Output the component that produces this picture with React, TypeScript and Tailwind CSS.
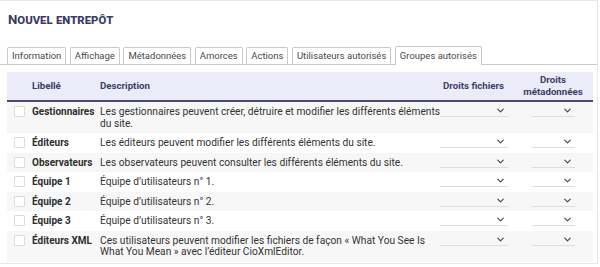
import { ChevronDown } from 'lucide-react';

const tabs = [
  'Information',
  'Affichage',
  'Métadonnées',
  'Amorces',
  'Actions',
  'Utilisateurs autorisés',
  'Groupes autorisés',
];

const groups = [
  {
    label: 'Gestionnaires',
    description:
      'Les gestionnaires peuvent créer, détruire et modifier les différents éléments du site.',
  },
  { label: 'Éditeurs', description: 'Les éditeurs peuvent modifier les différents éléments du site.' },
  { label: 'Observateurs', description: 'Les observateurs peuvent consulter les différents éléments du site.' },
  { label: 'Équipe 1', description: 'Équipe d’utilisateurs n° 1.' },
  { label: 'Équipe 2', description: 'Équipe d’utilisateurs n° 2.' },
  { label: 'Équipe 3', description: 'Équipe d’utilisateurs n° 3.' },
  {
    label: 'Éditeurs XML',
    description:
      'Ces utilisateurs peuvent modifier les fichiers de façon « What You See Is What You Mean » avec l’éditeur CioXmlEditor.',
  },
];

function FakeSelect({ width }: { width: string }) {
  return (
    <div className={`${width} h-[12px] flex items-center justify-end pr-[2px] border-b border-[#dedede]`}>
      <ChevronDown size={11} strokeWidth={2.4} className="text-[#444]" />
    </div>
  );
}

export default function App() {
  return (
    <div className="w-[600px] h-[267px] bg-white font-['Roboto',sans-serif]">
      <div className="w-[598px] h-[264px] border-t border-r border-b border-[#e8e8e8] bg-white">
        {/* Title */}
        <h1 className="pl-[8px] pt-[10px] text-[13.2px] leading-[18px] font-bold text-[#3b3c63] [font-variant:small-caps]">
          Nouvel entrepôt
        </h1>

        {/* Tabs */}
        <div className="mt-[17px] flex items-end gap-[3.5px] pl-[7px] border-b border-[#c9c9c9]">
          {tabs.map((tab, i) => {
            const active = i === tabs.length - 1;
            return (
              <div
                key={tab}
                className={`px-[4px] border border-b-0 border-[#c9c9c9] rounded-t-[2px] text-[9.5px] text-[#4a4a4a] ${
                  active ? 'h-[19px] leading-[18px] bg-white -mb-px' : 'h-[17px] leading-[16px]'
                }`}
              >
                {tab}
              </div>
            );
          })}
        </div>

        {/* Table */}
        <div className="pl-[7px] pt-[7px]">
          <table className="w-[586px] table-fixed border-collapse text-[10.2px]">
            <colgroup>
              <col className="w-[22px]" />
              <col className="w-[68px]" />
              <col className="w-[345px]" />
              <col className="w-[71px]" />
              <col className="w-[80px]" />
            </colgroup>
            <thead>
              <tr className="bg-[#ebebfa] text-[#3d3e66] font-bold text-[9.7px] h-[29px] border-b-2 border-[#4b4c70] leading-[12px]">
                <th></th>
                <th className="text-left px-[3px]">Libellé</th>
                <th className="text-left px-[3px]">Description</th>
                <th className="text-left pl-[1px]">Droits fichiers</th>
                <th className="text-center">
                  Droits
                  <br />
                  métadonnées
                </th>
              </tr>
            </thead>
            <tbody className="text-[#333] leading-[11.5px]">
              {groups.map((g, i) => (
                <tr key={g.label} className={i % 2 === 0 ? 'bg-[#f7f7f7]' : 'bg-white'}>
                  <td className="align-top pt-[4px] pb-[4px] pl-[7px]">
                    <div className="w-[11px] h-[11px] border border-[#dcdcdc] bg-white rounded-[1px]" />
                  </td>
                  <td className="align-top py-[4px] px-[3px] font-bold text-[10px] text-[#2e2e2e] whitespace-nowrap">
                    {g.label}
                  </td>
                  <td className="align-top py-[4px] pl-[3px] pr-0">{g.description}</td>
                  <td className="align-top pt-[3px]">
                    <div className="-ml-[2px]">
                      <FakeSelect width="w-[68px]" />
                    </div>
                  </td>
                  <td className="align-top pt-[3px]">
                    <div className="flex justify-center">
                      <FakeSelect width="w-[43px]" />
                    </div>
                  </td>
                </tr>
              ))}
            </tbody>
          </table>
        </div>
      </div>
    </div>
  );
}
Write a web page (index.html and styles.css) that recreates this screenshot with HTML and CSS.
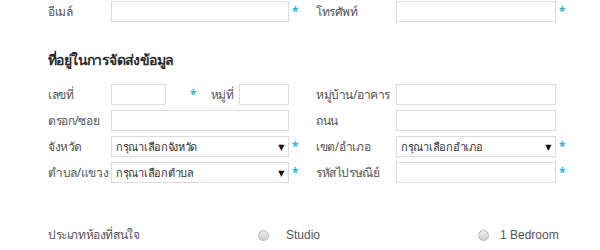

# OBJECTIVE
Reproduce the material above in full and without alteration, but skip all pictures.

# ANSWER TO THE EXERCISE
Output the component that produces this picture with React, TypeScript and Tailwind CSS.
import { ChevronDown } from 'lucide-react';

const tabs = [
  'Information',
  'Affichage',
  'Métadonnées',
  'Amorces',
  'Actions',
  'Utilisateurs autorisés',
  'Groupes autorisés',
];

const groups = [
  {
    label: 'Gestionnaires',
    description:
      'Les gestionnaires peuvent créer, détruire et modifier les différents éléments du site.',
  },
  { label: 'Éditeurs', description: 'Les éditeurs peuvent modifier les différents éléments du site.' },
  { label: 'Observateurs', description: 'Les observateurs peuvent consulter les différents éléments du site.' },
  { label: 'Équipe 1', description: 'Équipe d’utilisateurs n° 1.' },
  { label: 'Équipe 2', description: 'Équipe d’utilisateurs n° 2.' },
  { label: 'Équipe 3', description: 'Équipe d’utilisateurs n° 3.' },
  {
    label: 'Éditeurs XML',
    description:
      'Ces utilisateurs peuvent modifier les fichiers de façon « What You See Is What You Mean » avec l’éditeur CioXmlEditor.',
  },
];

function FakeSelect({ width }: { width: string }) {
  return (
    <div className={`${width} h-[12px] flex items-center justify-end pr-[2px] border-b border-[#dedede]`}>
      <ChevronDown size={11} strokeWidth={2.4} className="text-[#444]" />
    </div>
  );
}

export default function App() {
  return (
    <div className="w-[600px] h-[267px] bg-white font-['Roboto',sans-serif]">
      <div className="w-[598px] h-[264px] border-t border-r border-b border-[#e8e8e8] bg-white">
        {/* Title */}
        <h1 className="pl-[8px] pt-[10px] text-[13.2px] leading-[18px] font-bold text-[#3b3c63] [font-variant:small-caps]">
          Nouvel entrepôt
        </h1>

        {/* Tabs */}
        <div className="mt-[17px] flex items-end gap-[3.5px] pl-[7px] border-b border-[#c9c9c9]">
          {tabs.map((tab, i) => {
            const active = i === tabs.length - 1;
            return (
              <div
                key={tab}
                className={`px-[4px] border border-b-0 border-[#c9c9c9] rounded-t-[2px] text-[9.5px] text-[#4a4a4a] ${
                  active ? 'h-[19px] leading-[18px] bg-white -mb-px' : 'h-[17px] leading-[16px]'
                }`}
              >
                {tab}
              </div>
            );
          })}
        </div>

        {/* Table */}
        <div className="pl-[7px] pt-[7px]">
          <table className="w-[586px] table-fixed border-collapse text-[10.2px]">
            <colgroup>
              <col className="w-[22px]" />
              <col className="w-[68px]" />
              <col className="w-[345px]" />
              <col className="w-[71px]" />
              <col className="w-[80px]" />
            </colgroup>
            <thead>
              <tr className="bg-[#ebebfa] text-[#3d3e66] font-bold text-[9.7px] h-[29px] border-b-2 border-[#4b4c70] leading-[12px]">
                <th></th>
                <th className="text-left px-[3px]">Libellé</th>
                <th className="text-left px-[3px]">Description</th>
                <th className="text-left pl-[1px]">Droits fichiers</th>
                <th className="text-center">
                  Droits
                  <br />
                  métadonnées
                </th>
              </tr>
            </thead>
            <tbody className="text-[#333] leading-[11.5px]">
              {groups.map((g, i) => (
                <tr key={g.label} className={i % 2 === 0 ? 'bg-[#f7f7f7]' : 'bg-white'}>
                  <td className="align-top pt-[4px] pb-[4px] pl-[7px]">
                    <div className="w-[11px] h-[11px] border border-[#dcdcdc] bg-white rounded-[1px]" />
                  </td>
                  <td className="align-top py-[4px] px-[3px] font-bold text-[10px] text-[#2e2e2e] whitespace-nowrap">
                    {g.label}
                  </td>
                  <td className="align-top py-[4px] pl-[3px] pr-0">{g.description}</td>
                  <td className="align-top pt-[3px]">
                    <div className="-ml-[2px]">
                      <FakeSelect width="w-[68px]" />
                    </div>
                  </td>
                  <td className="align-top pt-[3px]">
                    <div className="flex justify-center">
                      <FakeSelect width="w-[43px]" />
                    </div>
                  </td>
                </tr>
              ))}
            </tbody>
          </table>
        </div>
      </div>
    </div>
  );
}
Write a web page (index.html and styles.css) that recreates this screenshot with HTML and CSS.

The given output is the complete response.